Hardly a thing written about Adler, and there were many things, failed to mention her stylish society pals, including Avedon and Brooke Astor. They, or her reputation, or what Arthur Lubow backhandedly termed her “photogenic” appearance, were usually mentioned before her talent. She was a “girl,” after all; she was female and looked girlish.

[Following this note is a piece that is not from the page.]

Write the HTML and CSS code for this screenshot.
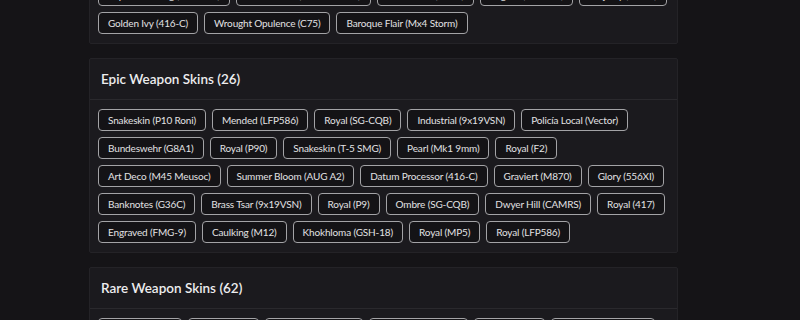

That public Adler, with her bad reputation and her long, lifelong braid has begun recently to remind me of another, current New York it-girl gone bad. Naturally, I’m thinking of Azealia Banks, who for the past year has been “at it again,” or “feuding again,” or “throwing a Twitter tantrum—again,” depending where you get your rap news. Or, yes, “making enemies again.”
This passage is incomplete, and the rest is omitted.